_Extracted entries_:
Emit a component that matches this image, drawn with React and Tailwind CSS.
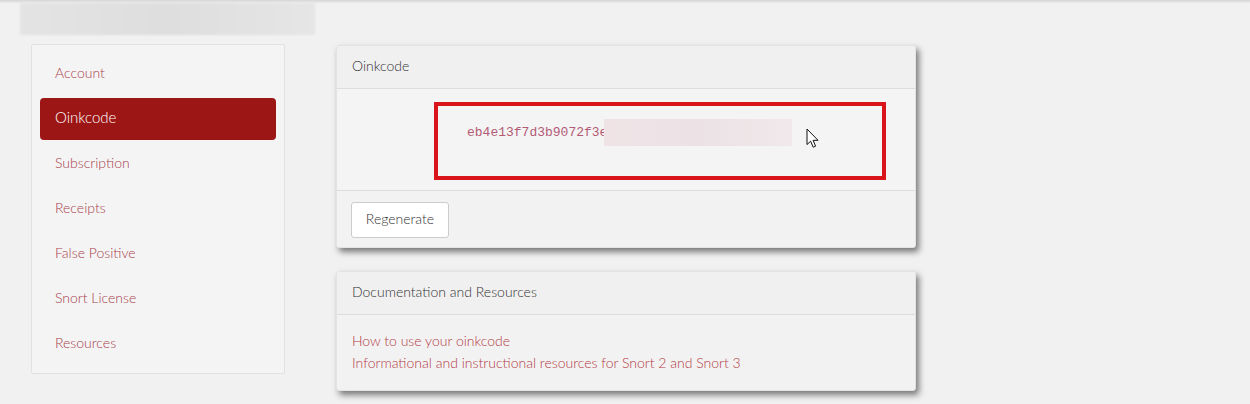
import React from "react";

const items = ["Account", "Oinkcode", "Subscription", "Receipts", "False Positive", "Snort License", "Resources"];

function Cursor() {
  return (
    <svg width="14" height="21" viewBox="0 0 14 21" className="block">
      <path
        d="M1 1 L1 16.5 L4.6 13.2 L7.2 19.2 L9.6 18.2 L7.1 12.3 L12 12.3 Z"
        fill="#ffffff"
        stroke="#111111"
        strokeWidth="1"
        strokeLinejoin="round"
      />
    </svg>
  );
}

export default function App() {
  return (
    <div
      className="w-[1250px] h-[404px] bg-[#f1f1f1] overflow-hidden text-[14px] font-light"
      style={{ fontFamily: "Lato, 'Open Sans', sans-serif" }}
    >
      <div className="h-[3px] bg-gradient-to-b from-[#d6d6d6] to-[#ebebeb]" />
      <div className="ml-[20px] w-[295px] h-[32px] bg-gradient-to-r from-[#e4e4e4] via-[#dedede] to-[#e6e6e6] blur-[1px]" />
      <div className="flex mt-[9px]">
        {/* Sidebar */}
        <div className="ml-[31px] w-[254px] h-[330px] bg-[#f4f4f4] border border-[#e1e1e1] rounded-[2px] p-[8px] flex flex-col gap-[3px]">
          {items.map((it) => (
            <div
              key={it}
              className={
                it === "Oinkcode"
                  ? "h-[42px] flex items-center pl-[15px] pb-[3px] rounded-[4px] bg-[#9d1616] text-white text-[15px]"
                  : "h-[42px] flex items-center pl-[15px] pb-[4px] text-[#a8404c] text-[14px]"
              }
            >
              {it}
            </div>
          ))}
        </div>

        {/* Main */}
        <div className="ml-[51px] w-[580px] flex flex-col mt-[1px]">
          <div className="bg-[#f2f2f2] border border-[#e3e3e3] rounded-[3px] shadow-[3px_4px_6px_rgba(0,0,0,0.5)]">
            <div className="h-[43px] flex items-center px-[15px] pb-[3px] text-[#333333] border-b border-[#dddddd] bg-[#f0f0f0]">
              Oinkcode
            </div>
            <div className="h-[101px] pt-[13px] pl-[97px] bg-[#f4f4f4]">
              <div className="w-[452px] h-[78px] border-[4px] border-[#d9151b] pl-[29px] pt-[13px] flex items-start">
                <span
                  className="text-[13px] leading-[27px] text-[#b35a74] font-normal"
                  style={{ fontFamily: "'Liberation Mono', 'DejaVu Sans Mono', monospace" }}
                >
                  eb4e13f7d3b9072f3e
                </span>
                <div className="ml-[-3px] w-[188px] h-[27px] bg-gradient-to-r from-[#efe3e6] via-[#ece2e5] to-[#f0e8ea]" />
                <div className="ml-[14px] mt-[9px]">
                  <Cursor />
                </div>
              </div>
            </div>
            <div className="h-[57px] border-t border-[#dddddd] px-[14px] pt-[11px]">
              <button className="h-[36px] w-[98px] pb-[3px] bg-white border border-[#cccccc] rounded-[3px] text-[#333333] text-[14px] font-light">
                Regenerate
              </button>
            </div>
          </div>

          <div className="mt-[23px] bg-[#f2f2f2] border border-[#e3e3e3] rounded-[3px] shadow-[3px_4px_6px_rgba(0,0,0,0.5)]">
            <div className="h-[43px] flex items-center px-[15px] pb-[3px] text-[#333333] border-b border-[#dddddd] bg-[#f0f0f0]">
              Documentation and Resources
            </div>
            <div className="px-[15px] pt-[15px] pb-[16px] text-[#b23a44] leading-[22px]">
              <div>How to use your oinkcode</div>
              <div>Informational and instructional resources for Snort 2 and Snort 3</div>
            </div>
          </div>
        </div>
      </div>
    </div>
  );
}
==
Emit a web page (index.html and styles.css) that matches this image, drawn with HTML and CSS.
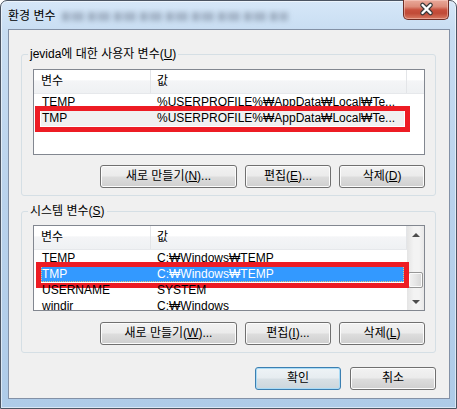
* * *
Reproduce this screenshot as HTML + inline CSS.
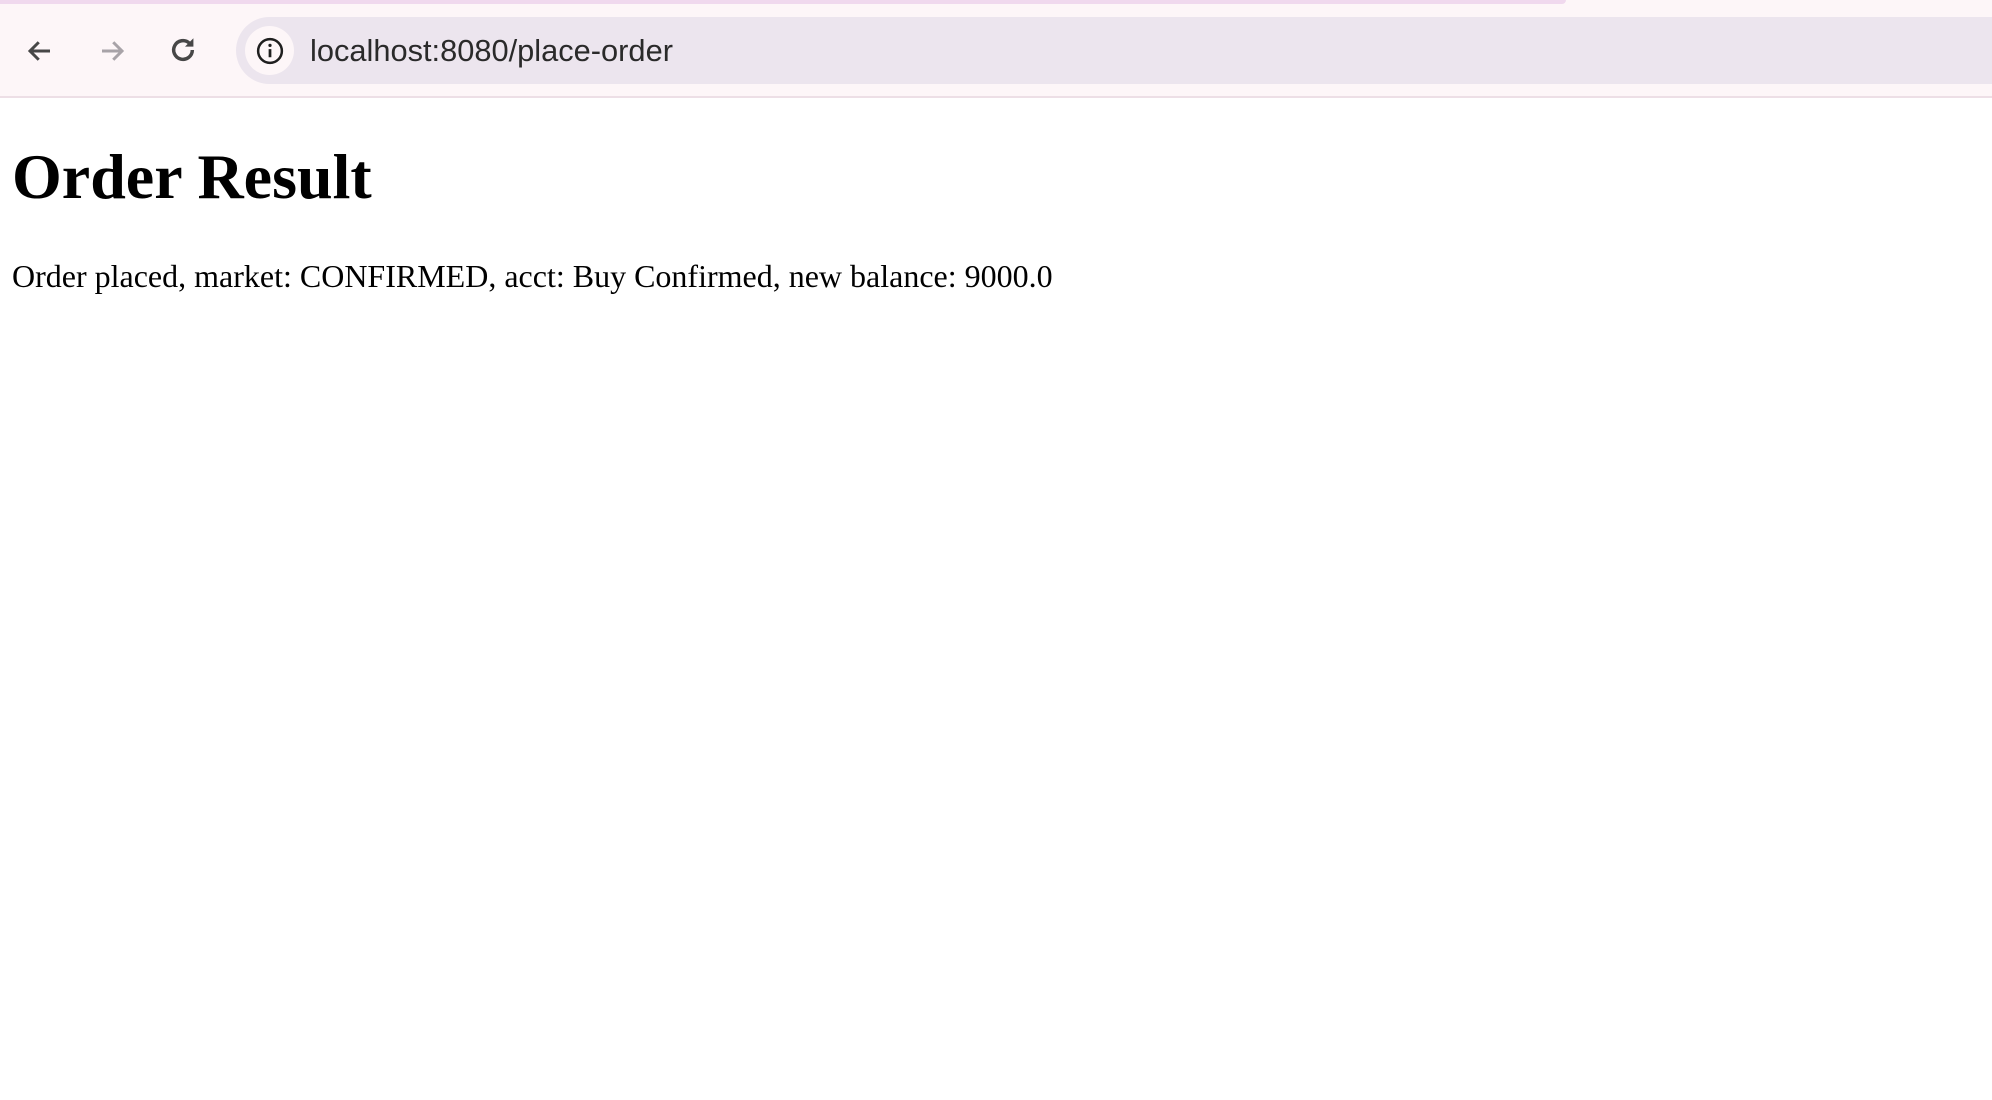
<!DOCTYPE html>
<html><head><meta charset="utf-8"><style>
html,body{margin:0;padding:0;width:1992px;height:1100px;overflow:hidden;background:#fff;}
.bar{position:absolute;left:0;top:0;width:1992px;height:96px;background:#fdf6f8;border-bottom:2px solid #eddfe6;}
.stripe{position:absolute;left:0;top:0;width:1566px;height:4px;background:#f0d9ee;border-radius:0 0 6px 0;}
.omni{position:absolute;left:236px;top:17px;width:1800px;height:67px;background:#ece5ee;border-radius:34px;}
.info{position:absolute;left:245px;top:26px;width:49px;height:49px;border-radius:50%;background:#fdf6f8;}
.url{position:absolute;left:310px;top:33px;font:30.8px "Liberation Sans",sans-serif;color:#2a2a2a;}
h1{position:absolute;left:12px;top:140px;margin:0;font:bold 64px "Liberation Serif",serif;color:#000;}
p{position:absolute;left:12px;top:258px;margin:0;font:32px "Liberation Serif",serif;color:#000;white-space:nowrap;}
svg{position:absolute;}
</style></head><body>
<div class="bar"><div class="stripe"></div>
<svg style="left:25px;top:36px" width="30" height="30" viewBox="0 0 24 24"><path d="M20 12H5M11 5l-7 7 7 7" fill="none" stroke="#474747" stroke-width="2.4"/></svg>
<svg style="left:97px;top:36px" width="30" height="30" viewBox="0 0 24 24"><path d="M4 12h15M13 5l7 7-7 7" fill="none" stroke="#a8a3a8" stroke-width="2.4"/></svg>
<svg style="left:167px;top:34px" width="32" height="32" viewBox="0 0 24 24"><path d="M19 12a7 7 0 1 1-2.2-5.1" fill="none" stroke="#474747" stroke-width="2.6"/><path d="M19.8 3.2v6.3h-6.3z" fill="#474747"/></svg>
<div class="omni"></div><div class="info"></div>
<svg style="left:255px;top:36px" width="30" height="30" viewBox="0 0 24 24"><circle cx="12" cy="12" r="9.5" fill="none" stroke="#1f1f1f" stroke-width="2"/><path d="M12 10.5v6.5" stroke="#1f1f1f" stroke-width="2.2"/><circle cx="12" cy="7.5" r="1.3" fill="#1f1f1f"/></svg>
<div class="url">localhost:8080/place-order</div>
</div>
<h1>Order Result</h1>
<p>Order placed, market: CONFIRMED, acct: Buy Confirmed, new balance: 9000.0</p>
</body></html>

_Written instruction_:
Look through the entries above. Extract each line with the word "drawn".

_Full response_:
Emit a component that matches this image, drawn with React and Tailwind CSS.
Emit a web page (index.html and styles.css) that matches this image, drawn with HTML and CSS.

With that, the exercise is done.